I’m one of the lucky ones. When I graduate from NYU in January, I will have amassed $20,322.33 in student loan debt, not including interest on those loans, or a Perkins loan that my parents took out when I was a freshman. (The rest of my education was paid for by generous grandparents and a scholarship from Gallatin, which covered half of my tuition every year.) This is consistent with the national average, so honestly, I feel fortunate. Yes, I feel “fortunate” to have “only” $20K in debt.

The Project on Student Debt recently placed NYU on its list of the “Worst Private Schools for Student Debt.” Now, writer Nick Pinto has penned a Village Voice cover story about NYU students and their debt. While it doesn’t really say anything that hasn’t already been hashed over in other articles, it does provide an exhaustive overview of the student debt situation at our wonderful school, covering everything from the university’s rapid expansionist goals, to Take Back NYU!, to questionable financial aid policy and loan schemes. The article is worth a read, but for those of you with midterms and term papers, we’ve put together some choice excerpts and comments after the jump.

Much of the article focuses on Lyndsey, an NYU alumna who took out over $300,000 in loans to graduate from NYU and subsequently found herself forced to make the choice between working in the industry she actually studied for and making her loan payments ($1,232 a month!).

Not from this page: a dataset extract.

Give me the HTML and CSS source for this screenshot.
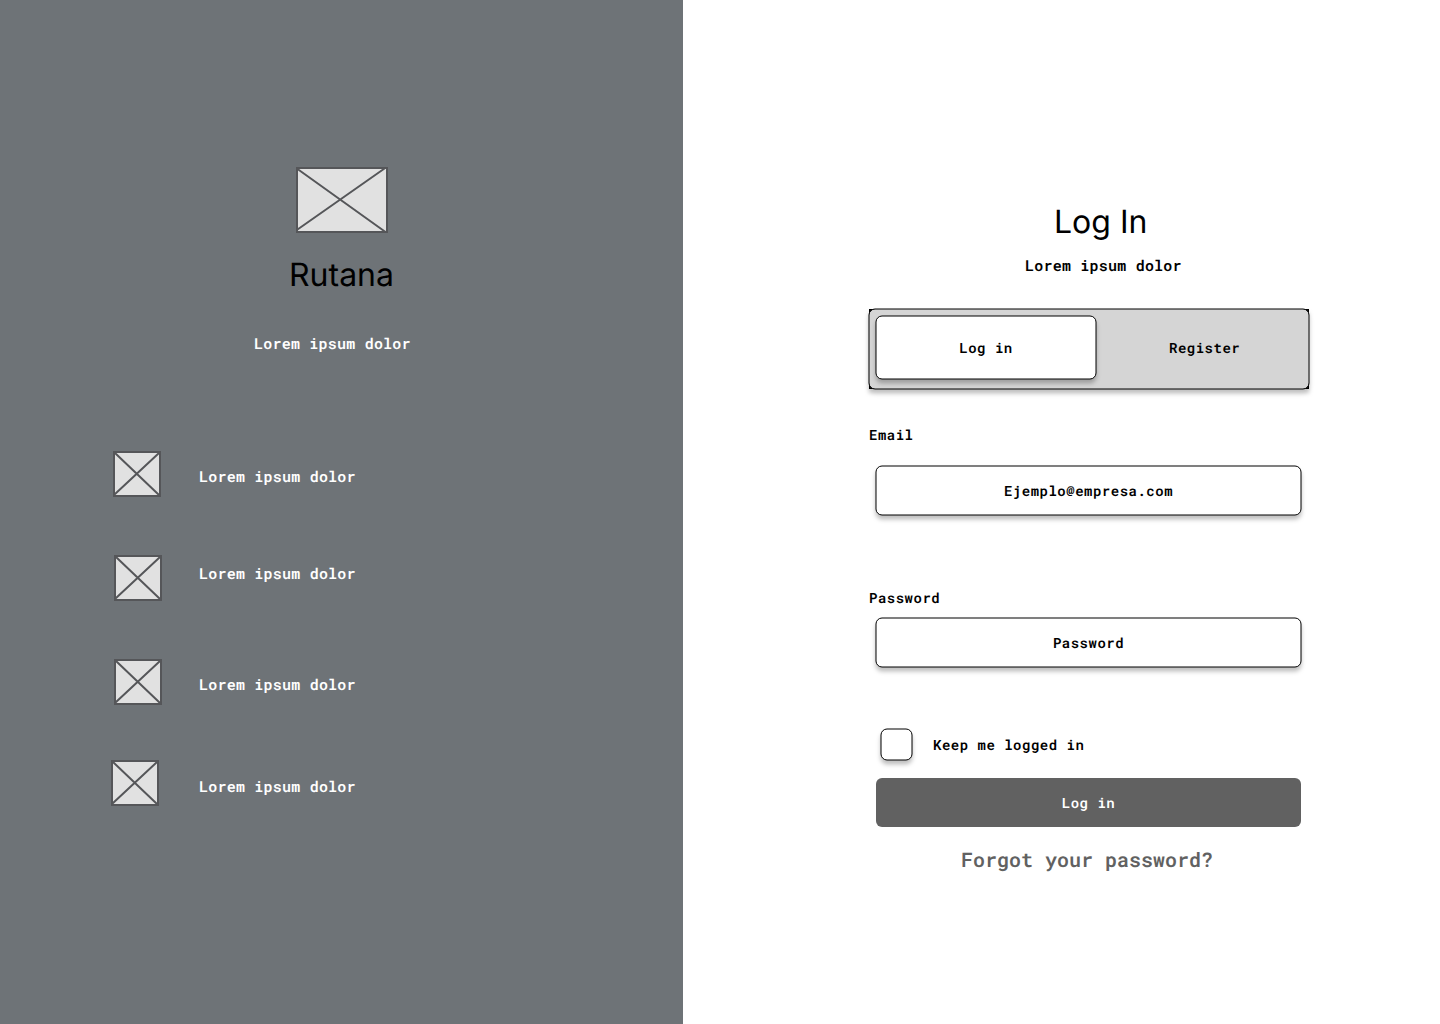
FILE: index.html
```html
<!DOCTYPE html>
<html lang="es">
<head>
<meta charset="utf-8">
<title>Rutana</title>
<link rel="stylesheet" href="styles.css">
</head>
<body>
<svg class="symbols" width="0" height="0">
  <symbol id="thumb" viewBox="0 0 48 46">
    <rect x="1" y="1" width="46" height="44" fill="#e1e1e1"/>
    <path d="M2 2 46 44M46 2 1.500 43.500" fill="none"/>
    <rect x="1" y="1" width="46" height="44" fill="none"/>
  </symbol>
</svg>
<main class="page">
  <section class="brand">
    <svg class="logo" viewBox="0 0 92 66">
      <rect x="1" y="1" width="90" height="64" fill="#e1e1e1"/>
      <path d="M1.500 2 89.500 65M88.500 1.500 1.500 62.500"/>
      <rect x="1" y="1" width="90" height="64" fill="none"/>
    </svg>
    <h1 class="title">Rutana</h1>
    <p class="copy tagline">Lorem ipsum dolor</p>
    <ul class="features">
      <li class="feature"><svg class="thumb"><use href="#thumb"/></svg><span class="copy">Lorem ipsum dolor</span></li>
      <li class="feature feature-second"><svg class="thumb"><use href="#thumb"/></svg><span class="copy">Lorem ipsum dolor</span></li>
      <li class="feature feature-third"><svg class="thumb"><use href="#thumb"/></svg><span class="copy">Lorem ipsum dolor</span></li>
      <li class="feature feature-last"><svg class="thumb"><use href="#thumb"/></svg><span class="copy">Lorem ipsum dolor</span></li>
    </ul>
  </section>
  <form class="login">
    <h2 class="title">Log In</h2>
    <p class="copy subtitle">Lorem ipsum dolor</p>
    <div class="tabs">
      <svg class="frame"><rect width="440" height="80"/><rect class="tray" width="440" height="80" rx="6"/></svg>
      <div class="tab-list">
        <div class="tab">
          <svg class="frame"><rect class="outline" width="220" height="63" rx="6"/></svg>
          <span class="label">Log in</span>
        </div>
        <span class="label tab-off">Register</span>
      </div>
    </div>
    <span class="label email-label">Email</span>
    <div class="field">
      <svg class="frame"><rect class="outline" width="425" height="49" rx="6"/></svg>
      <span class="label">Ejemplo@empresa.com</span>
    </div>
    <span class="label password-label">Password</span>
    <div class="field">
      <svg class="frame"><rect class="outline" width="425" height="49" rx="6"/></svg>
      <span class="label">Password</span>
    </div>
    <div class="keep">
      <svg class="frame check"><rect class="outline" x="1" y="1" width="31" height="31" rx="6"/></svg>
      <span class="label">Keep me logged in</span>
    </div>
    <button class="submit label" type="button">Log in</button>
    <a class="forgot">Forgot your password?</a>
  </form>
</main>
</body>
</html>
```
FILE: styles.css
```css
* { box-sizing: border-box; }
body { margin: 0; background: #fff; color: #000; text-rendering: geometricPrecision; }
p, h1, h2, ul { margin: 0; padding: 0; }
.symbols { display: none; }
.page { display: grid; grid-template-columns: 683px 1fr; height: 1024px; }
.title { font: 400 32px/40px Inter, sans-serif; }

.copy, .label, .forgot {
  font-family: "Roboto Mono", "DejaVu Sans Mono", monospace;
  font-weight: 600;
  font-size: 14px;
  line-height: 20px;
  letter-spacing: .5px;
  text-rendering: geometricPrecision;
  white-space: nowrap;
}
.copy { font-size: 15px; letter-spacing: .22px; }

.brand { background: #6e7377; padding-top: 167px; }
.logo { display: block; width: 92px; height: 66px; margin-left: 296px; }
.logo, .thumb { stroke: #555659; stroke-width: 2; fill: none; }
.brand .title { margin: 22px 0 0 289px; }
.tagline { margin: 39px 0 0 254px; color: #fff; }
.features { list-style: none; margin-top: 97px; }
.feature { display: flex; align-items: flex-start; gap: 38px; height: 46px; padding-left: 113px; color: #fff; }
.thumb { width: 48px; height: 46px; flex: none; }
.feature .copy { margin-top: 16px; }
.feature-second { margin-top: 58px; padding-left: 114px; gap: 37px; }
.feature.feature-second .copy { margin-top: 9px; }
.feature-third { margin-top: 58px; padding-left: 114px; gap: 37px; }
.feature-last { margin-top: 55px; padding-left: 111px; gap: 40px; }
.feature.feature-last .copy { margin-top: 17px; }

.login { display: flex; flex-direction: column; align-items: flex-start; padding: 202px 0 0 186px; }
.login .title { margin-left: 185px; }
.subtitle { margin: 14px 0 0 156px; }
.frame { display: block; width: 100%; height: 100%; overflow: visible; filter: drop-shadow(0 4px 2px rgba(0, 0, 0, .25)); }
.outline { fill: #fff; stroke: #000; }
.tray { fill: #d5d5d5; stroke: #000; }
.tabs, .tab, .field { display: grid; grid-template: 100% / 100%; place-items: center; }
.tabs > *, .tab > *, .field > * { grid-area: 1 / 1; }
.tab-list, .tab > .label, .field > .label { z-index: 1; }
.tabs { width: 440px; height: 80px; margin-top: 33px; }
.tab-list { display: flex; width: 100%; height: 100%; padding: 7px; }
.tab { width: 220px; height: 63px; }
.tab-off { margin: 22px 0 0 73px; }
.email-label { margin-top: 36px; }
.field { width: 425px; height: 49px; margin: 21px 0 0 7px; }
.password-label { margin-top: 73px; }
.password-label + .field { margin-top: 10px; }
.keep { display: flex; align-items: flex-start; gap: 21px; height: 32px; margin: 61px 0 0 11px; }
.keep .label { margin-top: 7px; }
.check { width: 32px; height: 32px; }
.submit { width: 425px; height: 49px; margin: 18px 0 0 7px; padding: 0; border: 0; border-radius: 6px; background: #616161; color: #fff; }
.forgot { margin: 19px 0 0 92px; font-size: 20px; line-height: 28px; letter-spacing: 0; color: #616161; }
```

The rest of the article details why NYU is so bad at student debt, which essentially boils down to the fact that NYU is using student tuition to finance its massive expansion plans and vision of a Global University in an effort to become a New Ivy:

“But at the same time, NYU’s status as an iconic and prolific generator of student debt is an awkward fit with the populist outrage of national education funding activists and Occupy Wall Street protesters. Prospective NYU students have less-expensive options, and NYU isn’t exactly positioning itself as an affordable institution for the masses. In fact, its tuition is so high and its financial aid so low precisely because the university is on a multi-decade spending spree, attempting to launch itself into the highest tiers of elite universities with a state-of-the-art campus and top-notch faculty.

That sort of aspirational spending—the idea that, as former NYU president L. Jay Oliva once said, “There’s no way to get excellence, other than buying your way into it”—is, of course, only the institutional mirror of the aspirational spending NYU’s students are doing when they pay their tuition bills. For many, the belief that a diploma from a prestigious school like NYU can catapult a student into a higher socioeconomic register makes NYU’s staggering tuition seem worth it.

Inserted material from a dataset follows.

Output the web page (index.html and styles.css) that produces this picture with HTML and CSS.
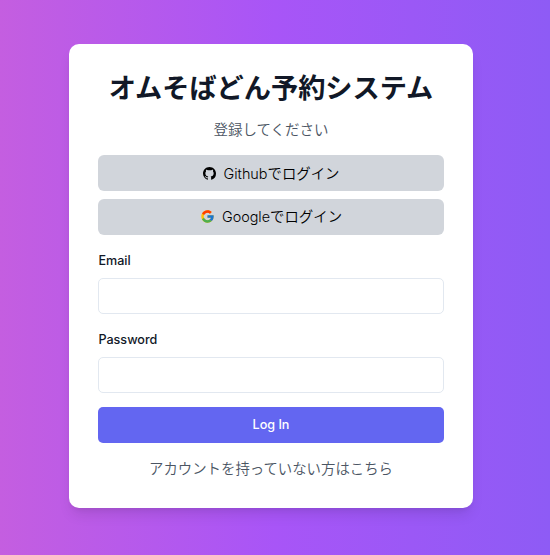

There is a significant difference between these double strands of big dreams and lavish spending, though: NYU is financing its dreams with student tuition. The students are financing theirs with enormous loans that can weigh on them and limit their options for decades to come.”

All that said, it’s worth noting that Pinto only speaks to students whose debt is well outside the normal range (over $100,000), and whose career prospects have dwindled because of their loan burden. It’s unlikely that anyone could argue Lyndsey made a wise choice to attend NYU. The situation is a bit more murky for students like me, who still have a lot of debt, but have so far managed to scrape by without too much difficulty. I’ll be paying off my loans for a while, but my monthly payments are a more manageable $300.

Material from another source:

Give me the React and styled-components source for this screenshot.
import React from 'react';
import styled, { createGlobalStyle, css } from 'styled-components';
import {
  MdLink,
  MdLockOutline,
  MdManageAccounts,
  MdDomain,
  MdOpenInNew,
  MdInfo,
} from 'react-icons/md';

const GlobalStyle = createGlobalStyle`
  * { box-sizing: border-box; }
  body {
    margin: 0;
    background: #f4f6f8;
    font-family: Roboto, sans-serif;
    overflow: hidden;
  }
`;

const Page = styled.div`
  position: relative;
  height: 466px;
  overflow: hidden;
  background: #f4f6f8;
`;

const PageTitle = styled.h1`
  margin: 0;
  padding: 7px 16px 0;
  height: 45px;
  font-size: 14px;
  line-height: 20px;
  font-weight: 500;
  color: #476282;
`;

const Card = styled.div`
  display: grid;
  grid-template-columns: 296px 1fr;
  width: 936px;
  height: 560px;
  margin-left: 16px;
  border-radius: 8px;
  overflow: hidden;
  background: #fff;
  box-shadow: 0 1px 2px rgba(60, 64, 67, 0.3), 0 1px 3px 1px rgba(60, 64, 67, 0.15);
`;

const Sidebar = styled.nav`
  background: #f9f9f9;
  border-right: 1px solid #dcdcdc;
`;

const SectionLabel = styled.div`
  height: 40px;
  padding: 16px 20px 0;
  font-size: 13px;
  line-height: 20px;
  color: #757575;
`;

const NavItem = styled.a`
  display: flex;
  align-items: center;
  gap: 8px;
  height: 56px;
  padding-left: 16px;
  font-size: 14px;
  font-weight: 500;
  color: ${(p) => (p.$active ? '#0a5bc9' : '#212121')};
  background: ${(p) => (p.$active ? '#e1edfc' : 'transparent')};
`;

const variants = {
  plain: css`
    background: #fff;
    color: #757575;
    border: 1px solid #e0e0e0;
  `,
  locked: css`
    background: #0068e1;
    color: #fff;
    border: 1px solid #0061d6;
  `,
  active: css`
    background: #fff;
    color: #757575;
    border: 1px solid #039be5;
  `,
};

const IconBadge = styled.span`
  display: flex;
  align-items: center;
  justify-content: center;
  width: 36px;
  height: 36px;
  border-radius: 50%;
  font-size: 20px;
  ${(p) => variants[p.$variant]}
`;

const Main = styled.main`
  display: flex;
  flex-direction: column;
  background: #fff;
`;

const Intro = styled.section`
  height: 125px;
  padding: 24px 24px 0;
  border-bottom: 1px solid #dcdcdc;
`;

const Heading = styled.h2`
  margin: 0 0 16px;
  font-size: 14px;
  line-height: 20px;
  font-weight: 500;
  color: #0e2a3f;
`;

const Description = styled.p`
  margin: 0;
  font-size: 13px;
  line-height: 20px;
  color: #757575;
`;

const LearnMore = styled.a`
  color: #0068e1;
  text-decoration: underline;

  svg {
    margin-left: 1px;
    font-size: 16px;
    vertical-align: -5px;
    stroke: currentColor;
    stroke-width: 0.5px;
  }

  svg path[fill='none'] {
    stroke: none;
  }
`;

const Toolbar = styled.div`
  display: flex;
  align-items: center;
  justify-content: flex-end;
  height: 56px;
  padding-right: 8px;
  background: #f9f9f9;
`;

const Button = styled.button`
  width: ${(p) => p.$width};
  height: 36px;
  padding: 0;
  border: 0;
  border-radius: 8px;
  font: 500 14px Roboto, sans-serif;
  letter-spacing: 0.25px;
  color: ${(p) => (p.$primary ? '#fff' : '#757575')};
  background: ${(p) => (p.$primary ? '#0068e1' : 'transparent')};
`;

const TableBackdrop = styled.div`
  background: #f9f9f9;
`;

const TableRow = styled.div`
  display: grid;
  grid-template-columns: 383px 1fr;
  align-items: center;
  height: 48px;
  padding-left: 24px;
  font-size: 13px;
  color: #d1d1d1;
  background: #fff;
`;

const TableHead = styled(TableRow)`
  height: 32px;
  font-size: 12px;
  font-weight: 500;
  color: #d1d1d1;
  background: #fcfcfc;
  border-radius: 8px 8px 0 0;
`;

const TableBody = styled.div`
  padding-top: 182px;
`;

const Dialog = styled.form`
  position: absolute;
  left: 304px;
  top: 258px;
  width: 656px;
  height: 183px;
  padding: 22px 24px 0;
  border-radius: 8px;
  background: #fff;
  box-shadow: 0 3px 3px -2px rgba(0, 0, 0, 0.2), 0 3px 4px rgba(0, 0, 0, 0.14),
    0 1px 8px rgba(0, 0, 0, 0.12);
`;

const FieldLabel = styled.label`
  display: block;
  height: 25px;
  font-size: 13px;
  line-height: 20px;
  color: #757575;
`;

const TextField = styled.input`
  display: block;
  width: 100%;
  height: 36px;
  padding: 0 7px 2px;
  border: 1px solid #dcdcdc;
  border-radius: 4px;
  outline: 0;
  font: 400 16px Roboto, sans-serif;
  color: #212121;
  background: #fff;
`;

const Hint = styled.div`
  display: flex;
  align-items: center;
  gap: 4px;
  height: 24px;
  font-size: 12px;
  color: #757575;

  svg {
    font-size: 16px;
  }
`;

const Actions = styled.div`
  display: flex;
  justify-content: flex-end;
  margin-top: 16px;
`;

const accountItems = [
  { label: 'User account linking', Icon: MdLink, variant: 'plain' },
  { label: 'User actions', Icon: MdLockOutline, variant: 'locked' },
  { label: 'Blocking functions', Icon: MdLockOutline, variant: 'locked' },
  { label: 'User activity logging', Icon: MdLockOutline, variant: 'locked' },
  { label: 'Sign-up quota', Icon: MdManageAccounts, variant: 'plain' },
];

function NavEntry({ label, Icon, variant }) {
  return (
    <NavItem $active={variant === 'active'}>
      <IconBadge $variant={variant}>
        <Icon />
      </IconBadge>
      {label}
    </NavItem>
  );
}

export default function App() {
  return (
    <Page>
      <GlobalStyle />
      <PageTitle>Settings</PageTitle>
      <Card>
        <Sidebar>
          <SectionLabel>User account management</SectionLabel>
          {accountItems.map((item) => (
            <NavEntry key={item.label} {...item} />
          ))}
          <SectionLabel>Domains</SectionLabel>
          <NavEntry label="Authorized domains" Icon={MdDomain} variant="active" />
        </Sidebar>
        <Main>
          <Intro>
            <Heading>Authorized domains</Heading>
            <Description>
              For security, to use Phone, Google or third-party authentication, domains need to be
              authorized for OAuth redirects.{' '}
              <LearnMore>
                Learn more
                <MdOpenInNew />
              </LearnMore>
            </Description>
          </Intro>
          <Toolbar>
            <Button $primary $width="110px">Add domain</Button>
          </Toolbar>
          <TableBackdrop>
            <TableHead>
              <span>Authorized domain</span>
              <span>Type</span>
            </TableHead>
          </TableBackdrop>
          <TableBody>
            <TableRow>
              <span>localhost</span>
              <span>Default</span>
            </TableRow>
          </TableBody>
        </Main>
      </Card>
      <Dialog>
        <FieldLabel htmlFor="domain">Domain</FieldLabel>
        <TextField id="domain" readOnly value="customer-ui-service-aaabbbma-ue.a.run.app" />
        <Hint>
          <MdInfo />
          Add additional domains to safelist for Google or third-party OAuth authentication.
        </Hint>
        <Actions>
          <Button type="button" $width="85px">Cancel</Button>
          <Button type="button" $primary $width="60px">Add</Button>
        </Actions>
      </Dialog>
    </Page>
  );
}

The underlying point of Pinto’s article seems to be that a lot of students decide to go to NYU even when it’s not the best decision financially for them, which I could have told you without writing a 5000 word article about it. Like most other writers who tackle debt, Pinto chooses to focus on students and their dubious decisions, rather than the societal factors that might have pushed them to make those decisions in the first place. Such factors include, but are not limited to:

  1. The American belief that you can accomplish anything as long as you work hard enough, which leads many students to take on crushing debt in the hopes that they will get their dream job right after college and not have any problem making their loan payments.
  2. Our generation’s childhood, where self-esteem and helicopter parenting were king, which led a lot of students to unrealistically believe they actually would get their dream job right out of college.
  3. The idea that college is for everyone, and that anything worth doing requires a college degree. To be clear here: not saying that only certain people deserve the right to an education. But does everyone really need to go to college to be successful? And why do we continue to attach a person’s career worth to an educational system which is underfunded and bureaucratic and outdated?

Pinto is sparse on solutions, maybe because there don’t seem to be a whole lot of them out there at the moment. Occupy Wall Street is pushing for student loan debt forgiveness, but don’t get your hopes up about that. Student debt is a huge cash cow for banks, to the point that student loans are the only kind of debt that can’t be forgiven even if you file for personal bankruptcy. (Though really, who wants to be at the point where you have to file for bankruptcy to figure out your debt situation?) The article does mention loan refinancing, which is currently not allowed but would significantly cut down on loan interest if permitted.

Maybe the real question here, the one we’re not addressing, is whether Americans still believe that education is a public good meant for everyone, or if you only deserve a university education when your family is rich. More and more people nowadays subscribe to the latter belief, or at least that seems like the case when you read the comments on any article about student debt. They are almost always unsympathetic rants about how we “had a choice to go somewhere more affordable.”

Of course, there’s state school, but public education budgets are being slashed across the country — the University of Hawaii, my home state school, took a $59 million budget cut last year. Not all state schools are created equal, either. The caliber of education I would have received at UH is not on par with, say, Penn State. So what kind of choice is it, really, when students are presented with the option (as I was) to either go to a mediocre state school with mediocre programs for less money, or a great program in a great city that’s massively expensive? I still feel, despite my loan debt, that it was worth it to go to NYU. But I’m not convinced that makes debt for the sake of education “right.” The fact that so many other people accept this notion without question should be a great cause for concern.

[Full disclosure: I am friends with Ryan Hamelin, who was interviewed in the Village Voice article.]